TLDR:
A Special Purpose Vehicle (SPV), also known as a Special Purpose Entity (SPE), is a subsidiary company created for specific business purposes, particularly for managing risks, isolating financial assets, and securing loans. It is a versatile financial structure used in a wide range of activities, including securitization of assets, risk sharing, and property deals.
What is an SPV?
An SPV is a legal entity created by a parent company to isolate financial risk. Its operations are limited to the acquisition and financing of specific assets as a method of securing assets on a standalone basis. The SPV is often used to turn illiquid assets into a security, which can be sold to investors. This separation is crucial as it allows the parent company to legally isolate the risks of these activities, and in many cases, improve its credit rating.
Why SPVs are Important:
Risk Isolation: SPVs allow companies to isolate and manage risks without exposing the entire firm’s capital or assets. Finance Management: They can be used to secure financing without putting the entire firm’s assets at risk. Asset Securitization: SPVs enable companies to convert assets into liquid securities that can be sold to investors. Tax Efficiency: In certain jurisdictions, SPVs can be structured to optimize tax outcomes. Regulatory Benefits: SPVs can sometimes be used to meet regulatory requirements more efficiently.
Key Components of an SPV:
Legal Structure: Typically structured as a trust, partnership, corporation, or limited company depending on the jurisdiction and specific objectives. Purpose: Created for specific transactions and cannot engage in activities beyond the scope for which it was established. Assets and Liabilities: Assets transferred to an SPV are held off the parent company’s balance sheet, providing clarity and protection for investors. Independence: Legally independent of the parent company, even if wholly owned by it.

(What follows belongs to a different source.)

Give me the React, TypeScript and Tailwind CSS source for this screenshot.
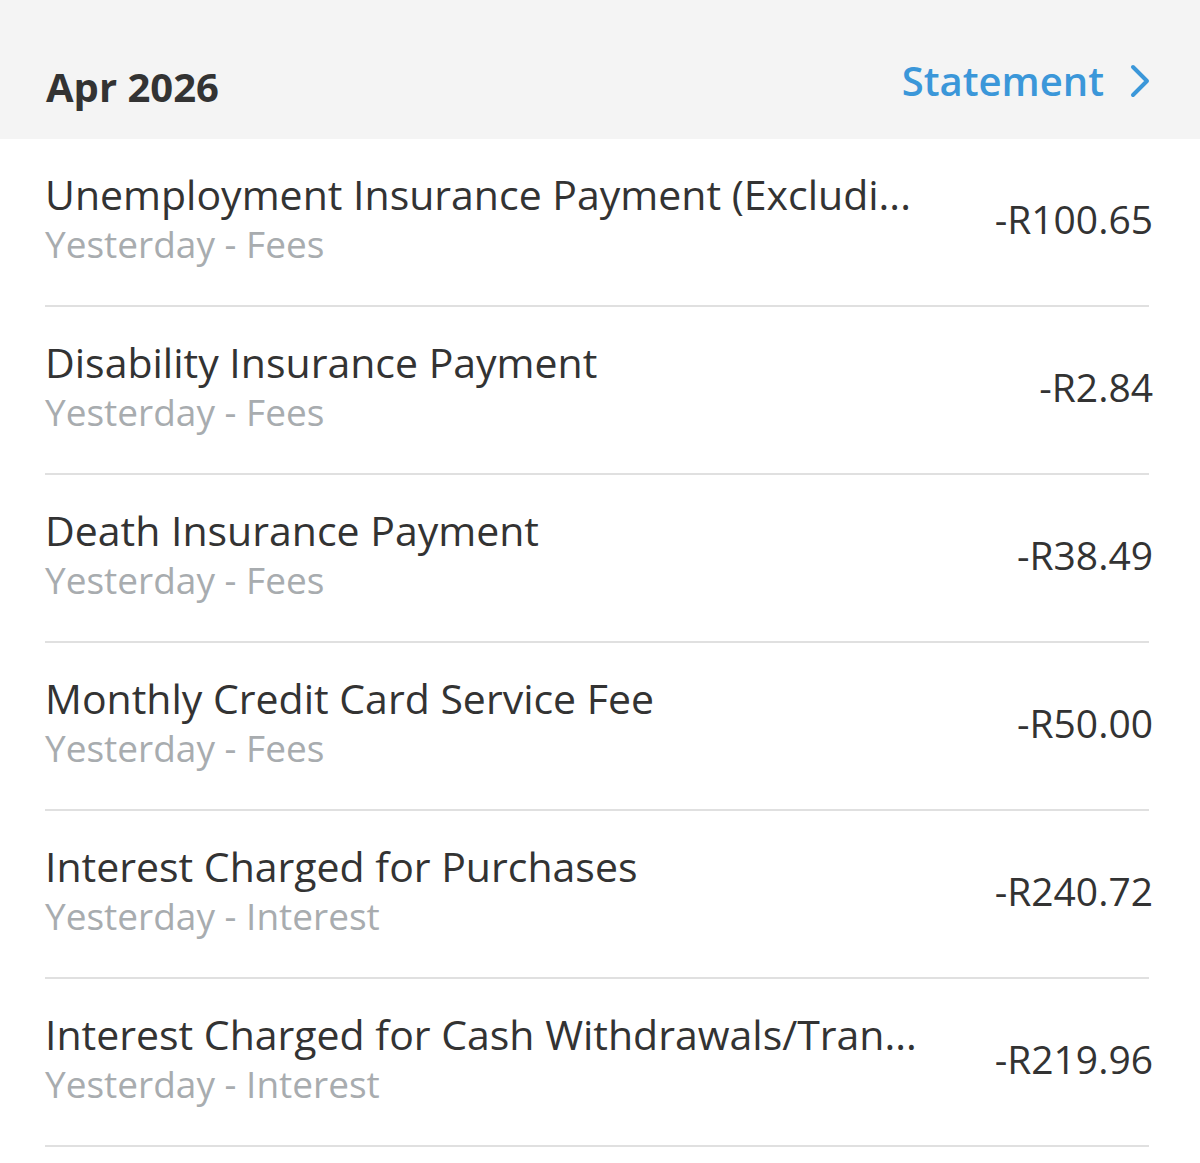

Challenges Associated with SPVs:
Complexity in Setup and Management: Setting up and managing SPVs can involve complex legal and financial arrangements. Regulatory Scrutiny: Due to their use in high-profile corporate collapses, SPVs are often subject to stringent regulatory scrutiny. Transparency Issues: The off-balance-sheet status of SPVs can sometimes reduce transparency, raising concerns among investors and regulators. Potential for Misuse: If not properly managed, SPVs can be used to obscure liabilities or manipulate financial statements.

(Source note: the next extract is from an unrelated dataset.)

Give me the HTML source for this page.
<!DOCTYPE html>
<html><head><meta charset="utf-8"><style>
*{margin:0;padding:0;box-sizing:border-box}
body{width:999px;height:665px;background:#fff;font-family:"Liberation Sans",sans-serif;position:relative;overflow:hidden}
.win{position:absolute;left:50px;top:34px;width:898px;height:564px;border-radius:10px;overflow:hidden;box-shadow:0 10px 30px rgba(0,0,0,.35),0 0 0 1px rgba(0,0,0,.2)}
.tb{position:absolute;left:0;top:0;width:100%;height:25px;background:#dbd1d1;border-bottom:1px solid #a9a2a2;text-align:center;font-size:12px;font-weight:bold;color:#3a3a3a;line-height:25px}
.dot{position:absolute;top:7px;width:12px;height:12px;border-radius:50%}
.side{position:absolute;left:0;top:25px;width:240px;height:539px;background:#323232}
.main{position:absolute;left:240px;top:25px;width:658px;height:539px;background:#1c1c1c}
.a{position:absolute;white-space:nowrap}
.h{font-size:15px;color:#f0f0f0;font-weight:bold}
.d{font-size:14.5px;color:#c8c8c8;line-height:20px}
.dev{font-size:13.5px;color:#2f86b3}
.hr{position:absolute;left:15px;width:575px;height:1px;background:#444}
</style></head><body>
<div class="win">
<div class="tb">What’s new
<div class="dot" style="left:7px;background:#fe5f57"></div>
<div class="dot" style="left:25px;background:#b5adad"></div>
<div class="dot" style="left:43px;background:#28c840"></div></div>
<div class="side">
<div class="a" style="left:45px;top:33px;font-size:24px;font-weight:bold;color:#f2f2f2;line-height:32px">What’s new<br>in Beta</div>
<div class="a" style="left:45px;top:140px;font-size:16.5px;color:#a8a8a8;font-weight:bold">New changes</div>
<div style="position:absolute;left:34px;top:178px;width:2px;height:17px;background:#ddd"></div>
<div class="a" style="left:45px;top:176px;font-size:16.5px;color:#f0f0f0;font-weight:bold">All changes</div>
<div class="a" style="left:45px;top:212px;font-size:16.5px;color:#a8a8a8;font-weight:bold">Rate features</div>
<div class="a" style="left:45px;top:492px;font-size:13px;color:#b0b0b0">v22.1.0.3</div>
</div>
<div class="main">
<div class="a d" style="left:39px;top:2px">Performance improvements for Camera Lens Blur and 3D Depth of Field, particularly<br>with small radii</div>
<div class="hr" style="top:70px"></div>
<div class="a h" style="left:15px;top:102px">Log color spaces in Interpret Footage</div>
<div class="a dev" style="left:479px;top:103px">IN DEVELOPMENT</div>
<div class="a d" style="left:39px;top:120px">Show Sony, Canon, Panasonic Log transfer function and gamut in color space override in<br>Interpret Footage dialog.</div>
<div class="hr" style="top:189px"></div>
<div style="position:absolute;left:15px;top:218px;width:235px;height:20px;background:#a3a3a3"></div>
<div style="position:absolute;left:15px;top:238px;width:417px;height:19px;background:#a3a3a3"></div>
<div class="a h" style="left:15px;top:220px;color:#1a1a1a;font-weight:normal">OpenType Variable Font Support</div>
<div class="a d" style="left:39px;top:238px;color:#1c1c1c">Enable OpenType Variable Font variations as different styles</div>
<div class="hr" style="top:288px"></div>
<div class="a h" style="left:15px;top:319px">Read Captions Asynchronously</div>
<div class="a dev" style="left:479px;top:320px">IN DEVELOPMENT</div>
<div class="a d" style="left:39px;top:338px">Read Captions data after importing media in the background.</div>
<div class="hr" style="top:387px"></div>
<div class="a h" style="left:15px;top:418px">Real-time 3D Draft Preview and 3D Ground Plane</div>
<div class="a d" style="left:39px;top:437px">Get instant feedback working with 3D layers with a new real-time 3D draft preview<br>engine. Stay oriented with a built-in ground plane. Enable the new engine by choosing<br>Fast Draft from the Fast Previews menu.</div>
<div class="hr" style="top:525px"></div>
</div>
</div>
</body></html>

Strategic Use of SPVs in Business:
Organizations utilize SPVs to:
Facilitate Project Finance: Separate legal entities allow for the containment of financial risk to the specific assets or projects. Improve Venture Outcomes: By isolating projects, businesses can more easily attract investment specific to a project’s risk and return profile. Manage Large Asset Acquisitions: SPVs are often used in real estate and other large asset transactions to isolate the assets and associated liabilities. Enhance Financial Returns: By optimizing tax and improving balance sheets, SPVs can indirectly enhance financial returns.
The Future of SPVs:
The role of SPVs in global finance is likely to expand, driven by the increasing complexity of financial markets and the growing need for sophisticated financial instruments. Innovations in financial technology and increased global financial integration are also expected to enhance the efficiency and appeal of SPVs.
Conclusion:
SPVs play a critical role in modern finance by providing flexibility, enhancing risk management, and facilitating capital access for specific investments. While they offer substantial benefits, the use of SPVs requires careful consideration due to potential complexities and regulatory implications. As financial strategies evolve, the strategic deployment of SPVs will continue to be a vital tool for companies seeking to innovate and manage risks effectively.
SPV Uses:
Common SPV applications include: venture capital co-investments (allowing multiple investors to participate in single deal), securitization (isolating assets like mortgages or loans), real estate investment (separating each property), risk isolation in project finance, M&A structuring (acquisition vehicles), and joint ventures (limiting partner liability). Each use case has specific structural requirements.
VC SPV Structures:
In venture capital, SPVs are commonly used for: pooling investors into a single deal (more efficient than managing many small checks), follow-on investments in existing portfolio companies, special situations requiring focused investment, and angel investor syndicates (AngelList syndicates). Standard SPV economics include carry (5-20%) and management fees to the lead investor.
Legal and Tax Considerations:
SPV structures vary by jurisdiction: Delaware LLCs (most common in US VC), Cayman exempted companies (international), Luxembourg SARL (EU), and Singapore VCC. Tax structuring is critical to avoid double taxation, manage withholding, and comply with anti-avoidance rules. SPVs require proper governance, accounting, and reporting — they’re not just paperwork but real legal entities with ongoing obligations.